═════ DATA LINES ═════

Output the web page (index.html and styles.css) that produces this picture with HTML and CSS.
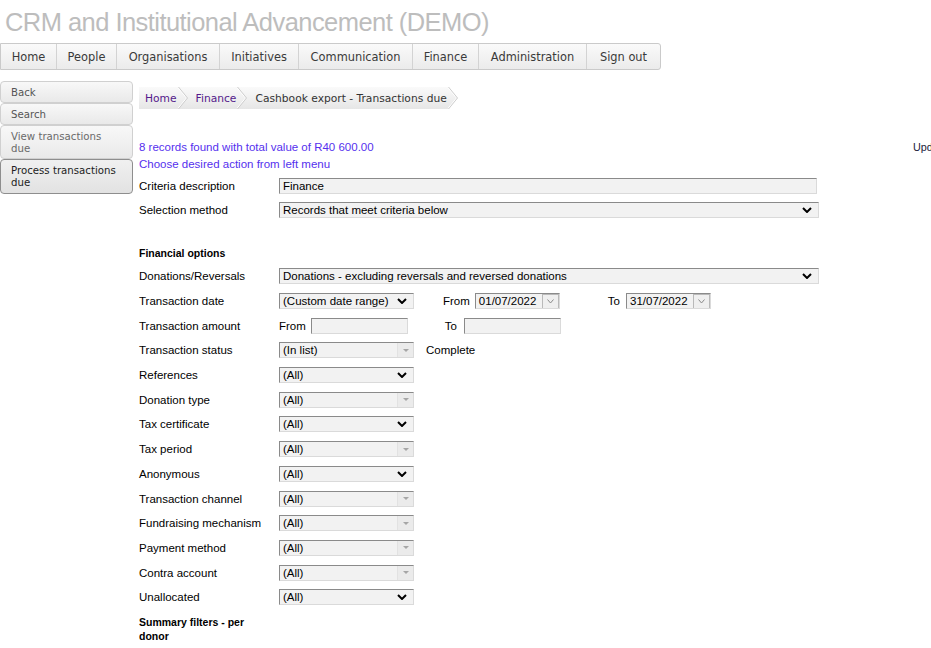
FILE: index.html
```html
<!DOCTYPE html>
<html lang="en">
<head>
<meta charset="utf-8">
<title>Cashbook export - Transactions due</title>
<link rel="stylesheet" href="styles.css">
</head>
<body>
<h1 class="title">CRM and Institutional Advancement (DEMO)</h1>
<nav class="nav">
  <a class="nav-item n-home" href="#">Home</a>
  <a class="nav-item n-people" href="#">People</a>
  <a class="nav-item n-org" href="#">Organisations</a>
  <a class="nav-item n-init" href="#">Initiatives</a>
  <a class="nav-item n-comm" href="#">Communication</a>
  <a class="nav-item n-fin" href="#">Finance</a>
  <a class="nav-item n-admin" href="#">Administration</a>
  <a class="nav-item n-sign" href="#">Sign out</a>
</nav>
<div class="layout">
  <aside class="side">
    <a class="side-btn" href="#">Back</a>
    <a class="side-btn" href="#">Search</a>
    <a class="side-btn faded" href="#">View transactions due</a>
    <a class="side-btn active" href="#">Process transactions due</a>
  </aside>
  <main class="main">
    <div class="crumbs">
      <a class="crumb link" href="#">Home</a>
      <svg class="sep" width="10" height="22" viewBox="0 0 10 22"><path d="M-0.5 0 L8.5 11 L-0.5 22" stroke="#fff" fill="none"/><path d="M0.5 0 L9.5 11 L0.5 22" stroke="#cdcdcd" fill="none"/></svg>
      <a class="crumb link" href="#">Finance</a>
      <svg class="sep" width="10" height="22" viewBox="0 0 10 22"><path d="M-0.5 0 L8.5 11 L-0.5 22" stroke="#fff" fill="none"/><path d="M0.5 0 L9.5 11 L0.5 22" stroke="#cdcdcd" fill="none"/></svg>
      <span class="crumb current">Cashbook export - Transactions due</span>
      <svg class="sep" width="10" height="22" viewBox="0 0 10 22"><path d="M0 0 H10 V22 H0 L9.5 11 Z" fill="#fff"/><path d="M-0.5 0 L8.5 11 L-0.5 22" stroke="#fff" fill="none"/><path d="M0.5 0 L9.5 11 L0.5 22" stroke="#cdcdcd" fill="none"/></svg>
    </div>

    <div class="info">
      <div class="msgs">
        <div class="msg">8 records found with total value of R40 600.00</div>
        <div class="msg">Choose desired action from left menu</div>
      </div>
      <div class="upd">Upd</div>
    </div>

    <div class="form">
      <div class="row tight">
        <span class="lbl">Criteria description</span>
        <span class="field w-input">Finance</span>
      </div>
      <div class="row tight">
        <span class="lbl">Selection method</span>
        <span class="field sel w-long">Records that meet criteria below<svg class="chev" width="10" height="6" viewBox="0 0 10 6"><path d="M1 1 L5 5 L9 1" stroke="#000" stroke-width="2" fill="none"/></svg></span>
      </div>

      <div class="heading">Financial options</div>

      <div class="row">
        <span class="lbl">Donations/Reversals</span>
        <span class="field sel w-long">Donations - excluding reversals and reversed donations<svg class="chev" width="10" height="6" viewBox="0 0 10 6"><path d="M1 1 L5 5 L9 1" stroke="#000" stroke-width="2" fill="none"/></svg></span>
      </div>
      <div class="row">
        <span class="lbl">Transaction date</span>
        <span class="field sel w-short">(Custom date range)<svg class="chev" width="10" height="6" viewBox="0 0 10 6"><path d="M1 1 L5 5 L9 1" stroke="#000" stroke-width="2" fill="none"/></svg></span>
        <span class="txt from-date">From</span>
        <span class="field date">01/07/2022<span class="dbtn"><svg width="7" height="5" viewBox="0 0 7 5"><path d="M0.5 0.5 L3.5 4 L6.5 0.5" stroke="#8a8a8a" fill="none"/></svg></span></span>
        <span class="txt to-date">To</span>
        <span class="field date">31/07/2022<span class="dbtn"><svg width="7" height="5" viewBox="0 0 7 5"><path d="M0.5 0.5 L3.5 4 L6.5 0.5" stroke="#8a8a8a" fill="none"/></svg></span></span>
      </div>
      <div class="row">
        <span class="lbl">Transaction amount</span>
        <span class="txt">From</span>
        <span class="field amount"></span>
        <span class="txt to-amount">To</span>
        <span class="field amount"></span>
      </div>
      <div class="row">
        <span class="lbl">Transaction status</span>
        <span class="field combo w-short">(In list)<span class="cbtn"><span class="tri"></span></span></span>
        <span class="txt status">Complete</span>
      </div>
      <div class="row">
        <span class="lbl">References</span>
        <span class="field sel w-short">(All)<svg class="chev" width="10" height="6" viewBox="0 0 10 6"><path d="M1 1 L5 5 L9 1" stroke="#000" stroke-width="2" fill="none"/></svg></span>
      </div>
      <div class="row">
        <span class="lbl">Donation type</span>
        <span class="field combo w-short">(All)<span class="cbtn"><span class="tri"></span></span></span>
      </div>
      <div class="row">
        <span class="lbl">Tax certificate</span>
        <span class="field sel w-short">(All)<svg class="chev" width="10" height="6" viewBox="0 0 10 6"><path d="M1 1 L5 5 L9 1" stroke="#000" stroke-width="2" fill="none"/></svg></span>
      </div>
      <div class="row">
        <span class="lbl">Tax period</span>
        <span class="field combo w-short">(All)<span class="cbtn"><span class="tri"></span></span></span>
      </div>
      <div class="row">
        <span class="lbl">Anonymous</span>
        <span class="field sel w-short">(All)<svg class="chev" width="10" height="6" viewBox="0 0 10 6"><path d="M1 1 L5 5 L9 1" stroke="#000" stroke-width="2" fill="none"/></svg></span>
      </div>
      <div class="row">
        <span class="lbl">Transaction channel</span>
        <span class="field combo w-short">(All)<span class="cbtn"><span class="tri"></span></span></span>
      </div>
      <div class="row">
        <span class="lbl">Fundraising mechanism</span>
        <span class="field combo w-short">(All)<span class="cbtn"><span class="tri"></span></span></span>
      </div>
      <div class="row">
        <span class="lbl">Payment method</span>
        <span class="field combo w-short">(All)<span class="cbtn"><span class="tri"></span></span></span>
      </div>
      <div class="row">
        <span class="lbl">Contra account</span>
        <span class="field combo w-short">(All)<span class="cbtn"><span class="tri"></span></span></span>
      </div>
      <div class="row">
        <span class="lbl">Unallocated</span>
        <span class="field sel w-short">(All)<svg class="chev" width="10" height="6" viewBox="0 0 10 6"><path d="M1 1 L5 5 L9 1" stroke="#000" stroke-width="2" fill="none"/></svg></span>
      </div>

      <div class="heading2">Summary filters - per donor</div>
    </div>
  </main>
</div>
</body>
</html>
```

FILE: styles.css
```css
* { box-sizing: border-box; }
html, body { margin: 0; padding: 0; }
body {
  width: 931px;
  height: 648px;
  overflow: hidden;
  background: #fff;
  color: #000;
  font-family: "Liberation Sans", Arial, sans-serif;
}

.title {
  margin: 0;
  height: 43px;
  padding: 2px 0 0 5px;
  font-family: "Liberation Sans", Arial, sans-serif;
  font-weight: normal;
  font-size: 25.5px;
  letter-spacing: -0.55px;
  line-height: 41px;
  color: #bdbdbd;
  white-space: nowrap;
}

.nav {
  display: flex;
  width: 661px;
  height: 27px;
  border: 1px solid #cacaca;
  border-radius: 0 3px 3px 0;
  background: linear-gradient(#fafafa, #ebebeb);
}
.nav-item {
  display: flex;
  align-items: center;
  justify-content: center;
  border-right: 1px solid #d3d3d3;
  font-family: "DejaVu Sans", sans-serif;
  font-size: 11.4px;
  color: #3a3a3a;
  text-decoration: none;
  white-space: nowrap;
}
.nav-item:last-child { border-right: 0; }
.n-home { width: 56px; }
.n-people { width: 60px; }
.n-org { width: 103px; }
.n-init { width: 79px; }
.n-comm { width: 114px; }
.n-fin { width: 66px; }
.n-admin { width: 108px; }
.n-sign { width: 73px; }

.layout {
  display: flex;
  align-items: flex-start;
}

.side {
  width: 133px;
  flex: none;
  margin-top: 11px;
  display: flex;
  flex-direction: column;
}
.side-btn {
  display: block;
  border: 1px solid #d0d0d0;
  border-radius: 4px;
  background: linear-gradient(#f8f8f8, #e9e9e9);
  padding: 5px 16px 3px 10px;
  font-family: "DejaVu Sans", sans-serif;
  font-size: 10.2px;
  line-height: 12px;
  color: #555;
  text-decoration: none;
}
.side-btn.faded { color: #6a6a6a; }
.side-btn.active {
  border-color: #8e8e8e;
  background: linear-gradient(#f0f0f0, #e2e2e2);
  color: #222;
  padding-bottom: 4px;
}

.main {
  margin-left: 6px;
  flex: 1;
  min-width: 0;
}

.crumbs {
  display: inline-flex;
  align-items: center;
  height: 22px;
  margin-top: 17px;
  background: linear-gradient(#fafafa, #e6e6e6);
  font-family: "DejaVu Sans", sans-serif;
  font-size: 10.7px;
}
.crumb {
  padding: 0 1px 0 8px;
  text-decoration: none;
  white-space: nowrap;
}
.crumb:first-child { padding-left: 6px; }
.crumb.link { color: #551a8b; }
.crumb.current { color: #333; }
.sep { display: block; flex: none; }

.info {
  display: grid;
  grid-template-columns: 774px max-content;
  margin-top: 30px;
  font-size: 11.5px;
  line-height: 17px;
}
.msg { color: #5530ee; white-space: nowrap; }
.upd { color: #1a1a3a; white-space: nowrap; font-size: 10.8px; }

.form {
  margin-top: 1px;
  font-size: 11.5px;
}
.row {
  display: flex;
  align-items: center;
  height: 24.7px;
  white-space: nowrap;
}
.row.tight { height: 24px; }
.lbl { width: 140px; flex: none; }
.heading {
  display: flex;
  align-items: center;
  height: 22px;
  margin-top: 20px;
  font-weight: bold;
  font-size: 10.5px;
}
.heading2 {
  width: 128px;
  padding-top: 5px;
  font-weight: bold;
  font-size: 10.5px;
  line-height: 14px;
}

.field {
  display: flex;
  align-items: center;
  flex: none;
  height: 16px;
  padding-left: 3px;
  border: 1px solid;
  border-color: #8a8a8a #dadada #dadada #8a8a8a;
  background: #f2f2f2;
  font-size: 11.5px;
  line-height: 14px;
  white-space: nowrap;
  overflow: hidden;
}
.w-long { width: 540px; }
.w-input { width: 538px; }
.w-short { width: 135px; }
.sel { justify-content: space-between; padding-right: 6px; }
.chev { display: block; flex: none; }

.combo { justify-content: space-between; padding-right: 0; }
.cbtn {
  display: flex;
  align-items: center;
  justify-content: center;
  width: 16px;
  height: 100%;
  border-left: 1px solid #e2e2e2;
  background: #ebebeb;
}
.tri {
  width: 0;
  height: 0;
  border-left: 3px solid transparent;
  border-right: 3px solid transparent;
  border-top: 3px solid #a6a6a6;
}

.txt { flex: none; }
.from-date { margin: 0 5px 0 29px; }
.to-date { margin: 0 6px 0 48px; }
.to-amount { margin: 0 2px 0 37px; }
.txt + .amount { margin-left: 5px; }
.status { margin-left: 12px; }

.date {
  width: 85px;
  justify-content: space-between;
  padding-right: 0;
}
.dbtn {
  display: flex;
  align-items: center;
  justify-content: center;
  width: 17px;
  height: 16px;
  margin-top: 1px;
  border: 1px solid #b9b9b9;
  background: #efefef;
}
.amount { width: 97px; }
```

═════

** EXERCISE **
Return each line of the listing that holds the string "index".

** COMPLETE OUTPUT **
Output the web page (index.html and styles.css) that produces this picture with HTML and CSS.
FILE: index.html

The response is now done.